The motion players often re-set in those plays but the Dolphins prefer to snap with the motion player on the move, often with the “cheat” motion. Instead of sending a fast player like Tyreek Hill sprinting across the field before the snap, the Dolphins have him moving a much shorter distance on one side of the field.

While NFL rules don’t allow a player to be moving forward at the snap like in the Canadian Football League, even that short motion allows a player like Hill to hit his top speed even sooner and race past defenders who are more flat-footed.

Miami has run a league-high 77% of its plays with a player in motion at the snap, according to data from TruMedia and PFF. The Dolphins have scored 27 of their 31 offensive touchdowns with a player moving at the snap.

Shanahan said that as soon as the Dolphins had success with it early in the season, he saw more teams add it each week — especially on offenses similar to the ones in Miami and San Francisco.

“As a football nerd, it’s fun to see,” 49ers running back Christian McCaffrey said. “It’s exciting to see motion like that — motions and shifts and different things that are just trying to put guys in space easier.”

But not every team has adapted motion at such a high rate.

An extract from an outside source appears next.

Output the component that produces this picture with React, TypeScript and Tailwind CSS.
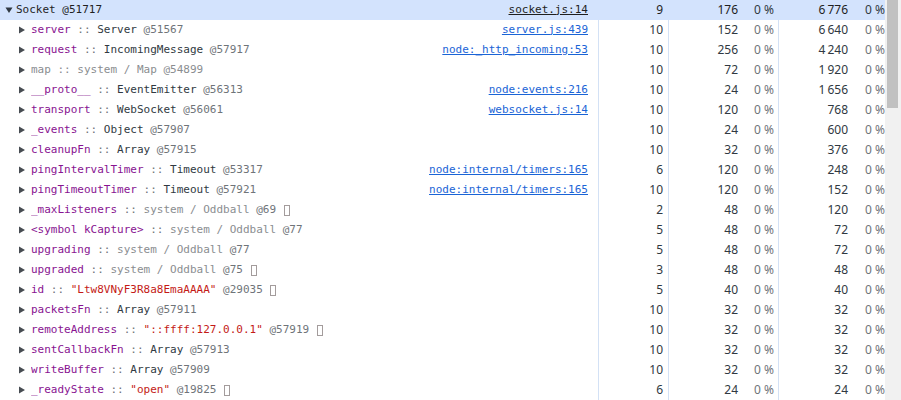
import React from "react";

type Part = { t: string; c: string };
type Row = {
  parts: Part[];
  box?: boolean;
  link?: string;
  dist: string;
  shallow: string;
  retained: string;
};

const P = "text-[#881391]"; // property
const SEP = "text-[#6f7479]";
const CLS = "text-[#303942]";
const ID = "text-[#6f7479]";
const SYS = "text-[#8a8d90]";
const STR = "text-[#c41a16]";
const DIM = "text-[#8a8d90]";

const prop = (name: string, cls: string, id: string, clsColor = CLS): Part[] => [
  { t: name, c: P },
  { t: " :: ", c: SEP },
  { t: cls, c: clsColor },
  { t: " " + id, c: ID },
];

const rows: Row[] = [
  { parts: prop("server", "Server", "@51567"), link: "server.js:439", dist: "10", shallow: "152", retained: "6\u202f640" },
  { parts: prop("request", "IncomingMessage", "@57917"), link: "node:_http_incoming:53", dist: "10", shallow: "256", retained: "4\u202f240" },
  { parts: [{ t: "map :: system / Map @54899", c: DIM }], dist: "10", shallow: "72", retained: "1\u202f920" },
  { parts: prop("__proto__", "EventEmitter", "@56313"), link: "node:events:216", dist: "10", shallow: "24", retained: "1\u202f656" },
  { parts: prop("transport", "WebSocket", "@56061"), link: "websocket.js:14", dist: "10", shallow: "120", retained: "768" },
  { parts: prop("_events", "Object", "@57907"), dist: "10", shallow: "24", retained: "600" },
  { parts: prop("cleanupFn", "Array", "@57915"), dist: "10", shallow: "32", retained: "376" },
  { parts: prop("pingIntervalTimer", "Timeout", "@53317"), link: "node:internal/timers:165", dist: "6", shallow: "120", retained: "248" },
  { parts: prop("pingTimeoutTimer", "Timeout", "@57921"), link: "node:internal/timers:165", dist: "10", shallow: "120", retained: "152" },
  { parts: prop("_maxListeners", "system / Oddball", "@69", SYS), box: true, dist: "2", shallow: "48", retained: "120" },
  { parts: prop("<symbol kCapture>", "system / Oddball", "@77", SYS), dist: "5", shallow: "48", retained: "72" },
  { parts: prop("upgrading", "system / Oddball", "@77", SYS), dist: "5", shallow: "48", retained: "72" },
  { parts: prop("upgraded", "system / Oddball", "@75", SYS), box: true, dist: "3", shallow: "48", retained: "48" },
  { parts: prop("id", "\"Ltw8VNyF3R8a8EmaAAAA\"", "@29035", STR), box: true, dist: "5", shallow: "40", retained: "40" },
  { parts: prop("packetsFn", "Array", "@57911"), dist: "10", shallow: "32", retained: "32" },
  { parts: prop("remoteAddress", "\"::ffff:127.0.0.1\"", "@57919", STR), box: true, dist: "10", shallow: "32", retained: "32" },
  { parts: prop("sentCallbackFn", "Array", "@57913"), dist: "10", shallow: "32", retained: "32" },
  { parts: prop("writeBuffer", "Array", "@57909"), dist: "10", shallow: "32", retained: "32" },
  { parts: prop("_readyState", "\"open\"", "@19825", STR), box: true, dist: "6", shallow: "24", retained: "24" },
];

const mono = { fontFamily: "'DejaVu Sans Mono', monospace" };

function Tri({ down }: { down?: boolean }) {
  return down ? (
    <svg width="8" height="6" viewBox="0 0 8 6" className="shrink-0">
      <polygon points="0.5,0.5 7.5,0.5 4,6" fill="#303942" />
    </svg>
  ) : (
    <svg width="6" height="8" viewBox="0 0 6 8" className="shrink-0">
      <polygon points="0,0.5 6,4 0,7.5" fill="#474c52" />
    </svg>
  );
}

function NumCells({ dist, shallow, retained, selected }: { dist: string; shallow: string; retained: string; selected?: boolean }) {
  const line = selected ? "border-transparent" : "border-[#d3e1f5]";
  const pct = selected ? "text-[#303942]" : "text-[#6f7479]";
  return (
    <>
      <div className={`w-[70px] h-full border-l ${line} flex items-center justify-end pr-[5px]`}>{dist}</div>
      <div className={`w-[110px] h-full border-l ${line} flex items-center`}>
        <div className="w-[69px] text-right">{shallow}</div>
        <div className={`w-[36px] text-right ${pct}`}>0&nbsp;%</div>
      </div>
      <div className={`w-[107px] h-full border-l ${line} flex items-center`}>
        <div className="w-[69px] text-right">{retained}</div>
        <div className={`w-[37px] text-right ${pct}`}>0&nbsp;%</div>
      </div>
    </>
  );
}

export default function App() {
  return (
    <div
      className="w-[901px] h-[400px] flex overflow-hidden bg-white text-[#303942] text-[12px]"
      style={{ fontFamily: "'Noto Sans', sans-serif" }}
    >
      <div className="w-[885px] flex flex-col overflow-hidden">
        <div className="h-[20px] flex items-center bg-[#d3e3fd] text-[#1f1f1f] shrink-0">
          <div className="w-[598px] h-full flex items-center text-[11px]" style={mono}>
            <div className="pl-[5px] pr-[3px] flex items-center">
              <Tri down />
            </div>
            <div className="flex-1 whitespace-pre">Socket @51717</div>
            <a className="pr-[10px] underline text-[#1f1f1f]">socket.js:14</a>
          </div>
          <NumCells dist="9" shallow="176" retained={"6\u202f776"} selected />
        </div>
        {rows.map((r, i) => (
          <div key={i} className="h-[20px] flex items-center shrink-0">
            <div className="w-[598px] h-full flex items-center text-[11px] overflow-hidden" style={mono}>
              <div className="pl-[19px] pr-[6px] flex items-center">
                <Tri />
              </div>
              <div className="flex-1 whitespace-pre overflow-hidden flex items-center">
                {r.parts.map((p, j) => (
                  <span key={j} className={p.c}>
                    {p.t}
                  </span>
                ))}
                {r.box && (
                  <>
                    <span> </span>
                    <span className="inline-block w-[6px] h-[11px] border border-[#a39c9c] ml-[1px]" />
                  </>
                )}
              </div>
              {r.link && <a className="pr-[10px] underline text-[#1a64d6]">{r.link}</a>}
            </div>
            <NumCells dist={r.dist} shallow={r.shallow} retained={r.retained} />
          </div>
        ))}
      </div>
      <div className="w-[16px] h-full bg-[#f1f1f1] pl-[2px] pr-[3px] shrink-0">
        <div className="w-[11px] h-[108px] bg-[#c1c1c1]" />
      </div>
    </div>
  );
}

Some of those offenses are more traditional — and often have been less successful — but there are also teams like the Eagles, who have the lowest rate of motion but remain one of the best offenses in the league.

One reason the Eagles don’t use it at as high a rate as other teams is they like to push the tempo and sending players in motion slows down that process. Philadelphia has run the most plays this season with a no-huddle before the fourth quarter, when some teams are forced to hurry because they are in catch-up mode.

“It’s our philosophy not to motion to motion,” coach Nick Sirianni said. “We can come out this week and motion all over the place, and we’ll do that. I guess I think of it this way: If the best thing to do is to pass it 50 times to win, we’ll do that. If the best thing is to run it 50 times to win, we’ll do that. If the best thing is to motion on every single play — that is a little extreme — but we’ll do that as well.”